In 2014, she was a DAAD Arts and Media fellow in Berlin. She has also been an EU Senior Expert in Cultural Journalism in post-Soviet Europe.

In 2022, Jaggi was Writer in Residence at the Writer's House of Georgia in Tbilisi, and in 2023 she was elected a Fellow of the Royal Society of Literature.

===Literary profiles===
She has interviewed a dozen Nobel Prize-winners for literature, including Gunter Grass, Mario Vargas Llosa, Jose Saramago, Toni Morrison, Derek Walcott, V. S. Naipaul, Kenzaburō Ōe, and Orhan Pamuk (before he won the prize), as well as other celebrated authors and scholars including Chinua Achebe, Umberto Eco, Tom Stoppard, W. G. Sebald, James Kelman, Alice Walker, Nuruddin Farah, Mahmoud Darwish, Hanan al-Shaykh, Elias Khoury, Alaa al-Aswany, Tahar Ben Jelloun, Amin Maalouf, Isabel Allende, Henry Louis Gates Jr, Eric Hobsbawm, George Steiner, Jeanette Winterson, Caryl Phillips, Kazuo Ishiguro, Arundhati Roy, Walter Mosley, Terry McMillan, Amy Tan, Linton Kwesi Johnson, Aminatta Forna, Nadeem Aslam, Romesh Gunesekera, Junot Díaz and Edward Said (the latter praising her profile of him as "in a class of its own"), and practitioners of diverse art forms, such as filmmaker Costa Gavras, musician Abdullah Ibrahim, painter Frank Bowling, dancer Carlos Acosta, and Oprah Winfrey.

Several of Jaggi's literary profiles have appeared in such collections as Lives and Works (2002), Writing Across Worlds: Contemporary Writers Talk (ed.

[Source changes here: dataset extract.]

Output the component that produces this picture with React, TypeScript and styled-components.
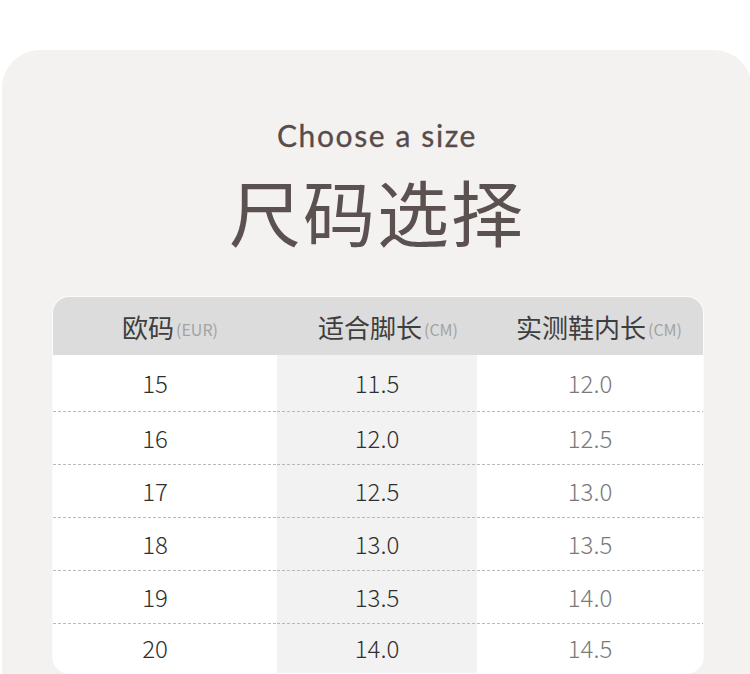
import React from "react";
import styled, { createGlobalStyle } from "styled-components";

const GlobalStyle = createGlobalStyle`
  html, body { margin: 0; padding: 0; background: #ffffff; }
  body { font-family: "Noto Sans CJK SC", "Noto Sans", sans-serif; overflow: hidden; }
`;

const Page = styled.div`
  width: 750px;
  height: 674px;
  padding-top: 50px;
  box-sizing: border-box;
  overflow: hidden;
`;

const Card = styled.section`
  margin-left: 2px;
  width: 750px;
  height: 624px;
  box-sizing: border-box;
  background: #f3f2f0;
  border-radius: 38px 38px 0 0;
  padding-top: 67px;
  display: flex;
  flex-direction: column;
`;

const EnTitle = styled.div`
  text-align: center;
  font-family: "Lato", "Liberation Sans", sans-serif;
  font-size: 30px;
  line-height: 36px;
  letter-spacing: 1.6px;
  color: #574c49;
  -webkit-text-stroke: 0.3px #574c49;
`;

const CnTitle = styled.h1`
  margin: 17px 0 0;
  text-align: center;
  font-family: "Noto Sans CJK SC", sans-serif;
  font-weight: 400;
  font-size: 72px;
  line-height: 80px;
  letter-spacing: 2px;
  color: #5b5150;
`;

const Table = styled.div`
  margin: 47px 0 0 51px;
  width: 650px;
  background: #ffffff;
  border-radius: 16px;
  overflow: hidden;
  box-shadow: 0 0 0 1px #fbfbfb;
  display: grid;
  grid-template-columns: 224px 200px 226px;
`;

const headShift = [10, 22, 18];
const bodyShift = [-20, 0, 0];

const HeadCell = styled.div<{ $col: number }>`
  height: 58px;
  background: #dcdcdc;
  display: flex;
  align-items: center;
  justify-content: center;
  font-size: 26px;
  color: #3e3e3e;
  font-weight: 400;
  padding-top: 1px;
  padding-left: ${(p) => headShift[p.$col]}px;
  box-sizing: border-box;
`;

const Unit = styled.span`
  font-size: 16px;
  color: #a3a3a3;
  margin-left: 2px;
  margin-top: 4px;
`;

const Cell = styled.div<{ $col: number; $h: number; $last: boolean }>`
  height: ${(p) => p.$h}px;
  display: flex;
  align-items: center;
  justify-content: center;
  font-size: 24px;
  font-weight: 300;
  color: ${(p) => (p.$col === 2 ? "#7a7a7a" : "#2f2f2f")};
  background-color: ${(p) => (p.$col === 1 ? "#f2f2f2" : "#ffffff")};
  background-image: ${(p) =>
    p.$last ? "none" : "linear-gradient(to right, #b9b9b9 62%, transparent 62%)"};
  background-size: 5px 1px;
  background-repeat: repeat-x;
  background-position: left bottom;
  box-sizing: border-box;
  padding-bottom: 2px;
  padding-left: ${(p) => Math.max(0, bodyShift[p.$col])}px;
  padding-right: ${(p) => Math.max(0, -bodyShift[p.$col])}px;
`;

const headers: [string, string][] = [
  ["欧码", "(EUR)"],
  ["适合脚长", "(CM)"],
  ["实测鞋内长", "(CM)"],
];

const rows = [
  ["15", "11.5", "12.0"],
  ["16", "12.0", "12.5"],
  ["17", "12.5", "13.0"],
  ["18", "13.0", "13.5"],
  ["19", "13.5", "14.0"],
  ["20", "14.0", "14.5"],
];

export default function App() {
  return (
    <>
      <GlobalStyle />
      <Page>
        <Card>
          <EnTitle>Choose a size</EnTitle>
          <CnTitle>尺码选择</CnTitle>
          <Table>
            {headers.map(([t, u], j) => (
              <HeadCell key={t} $col={j}>
                {t}
                <Unit>{u}</Unit>
              </HeadCell>
            ))}
            {rows.map((r, i) =>
              r.map((v, j) => (
                <Cell
                  key={`${i}-${j}`}
                  $col={j}
                  $h={i === 0 ? 57 : i === rows.length - 1 ? 49 : 53}
                  $last={i === rows.length - 1}
                >
                  {v}
                </Cell>
              ))
            )}
          </Table>
        </Card>
      </Page>
    </>
  );
}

Susheila Nasta, 2004) and Women of the Revolution: Forty Years of Feminism (ed. Kira Cochrane, 2010). The 2001 Penguin Modern Classics edition of Chinua Achebe's Anthills of the Savannah has an introduction by Jaggi.

===Broadcasting===
Her work as a broadcaster encompasses contributions to such BBC radio programmes as The Strand, Front Row, Night Waves, Off the Page, Any Questions? and The World Tonight, and she was writer-presenter of the television documentary Isabel Allende: The Art of Reinvention (BBC Four, 2003). In 2009, Jaggi's interview with cultural theorist Stuart Hall was the subject of a 258-minute film by Mike Dibb entitled Personally Speaking: A Long Conversation with Stuart Hall.

===Other cultural activity===
Jaggi has served as an adviser to the London Arts Board and the British Council, an executive member of English PEN and as a judge for numerous literary awards: the Orange Prize, the David Cohen Prize, the Commonwealth Writers' Prize, the Guardian Fiction Prize, the Saif Ghobash–Banipal Prize for Arabic Literary Translation, the Amnesty International UK Media Awards, the Harvill Secker Young Translators' Prize, the Warwick Prize for Writing, the Wasafiri New Writing Prize, the Man Asian Literary Prize, the Caine Prize for African Writing, the International Dublin Literary Award, the OCM Bocas Prize for Caribbean Literature, and others.

She participates regularly in literary festivals, presents seminars and live events, and is a board member of Wasafiri magazine and a patron of the SI Leeds Literary Prize. She is also a member of the Folio Prize Academy.

In April 2016, she was Artistic Director of the project "Where Europe Meets Asia: Georgia 25", a cultural week marking the 25 years since Georgia gained independence from the Soviet Union. Talks, films and other events took place in London at Asia House and elsewhere, with participants including Boris Akunin, Boyd Tonkin, Donald Rayfield, Aka Morchiladze, Dato Turashvili, Zurab Karumidze, Claire Armitstead, Maureen Freely, and others.

Jaggi has chaired the judging panel of the EBRD Literature Prize (2024 and 2025), and she serves as critic-at-large for Words Without Borders.

==Awards and recognition==
- 1996: National Newspaper Writer of the Year, Race in the Media Awards (RIMA).
- 1998: National Newspaper Writer of the Year, Race in the Media Awards.
- 1998: Feature writer of the year, EMMA awards, Ethnic Multicultural Media Academy.
- 1999: Feature writer of the year, EMMA awards, Ethnic Multicultural Media Academy.
- 2001: National News – body of work, RIMA, shortlisted
- 2003: Orwell Prize shortlist
- 2012: Honorary degree of Doctor of the University, Open University, for her "outstanding contribution to education and culture".